From Wikipedia, the free encyclopedia

Positivist temple in Porto Alegre
Positivist temple in Porto Alegre
Chapelle of humanity in Paris
Chapelle of humanity in Paris

Religion of Humanity (from French Religion de l'Humanité or église positiviste) is a secular religion created by Auguste Comte (1798–1857), the founder of positivist philosophy. Adherents of this religion have built chapels of Humanity in France and Brazil.[1]

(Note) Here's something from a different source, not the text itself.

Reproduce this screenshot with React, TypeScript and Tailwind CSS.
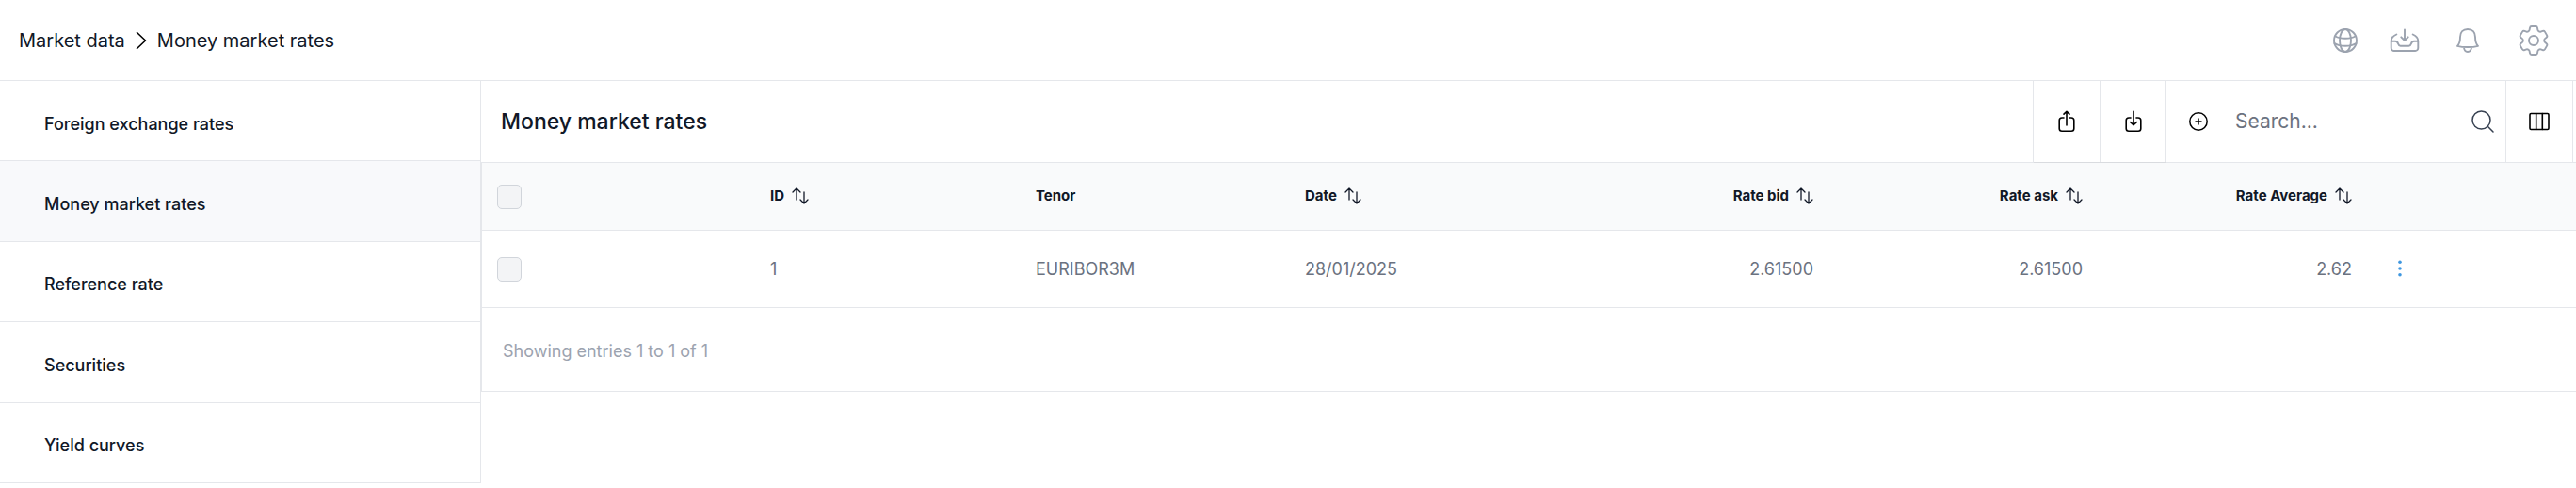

In the United States and Europe, Comte's ideas influenced others, and contributed to the emergence of ethical societies and "ethical churches", which led to the development of Ethical culture, congregational humanist, and secular humanist organisations.

Origins

Comte developed the Religion of Humanity for positivist societies in order to fulfill the cohesive function once held by traditional worship. The religion was developed after Comte's passionate platonic relationship with Clotilde de Vaux, whom he idealised after her death. He became convinced that feminine values embodied the triumph of sentiment and morality. In a future science-based Positivist society there should also be a religion that would have power by virtue of moral force alone.[2] In 1849, he proposed a calendar reform called the "positivist calendar", in which months were named after history's greatest leaders, thinkers, and artists, and arranged in chronological order. Each day was dedicated to a thinker.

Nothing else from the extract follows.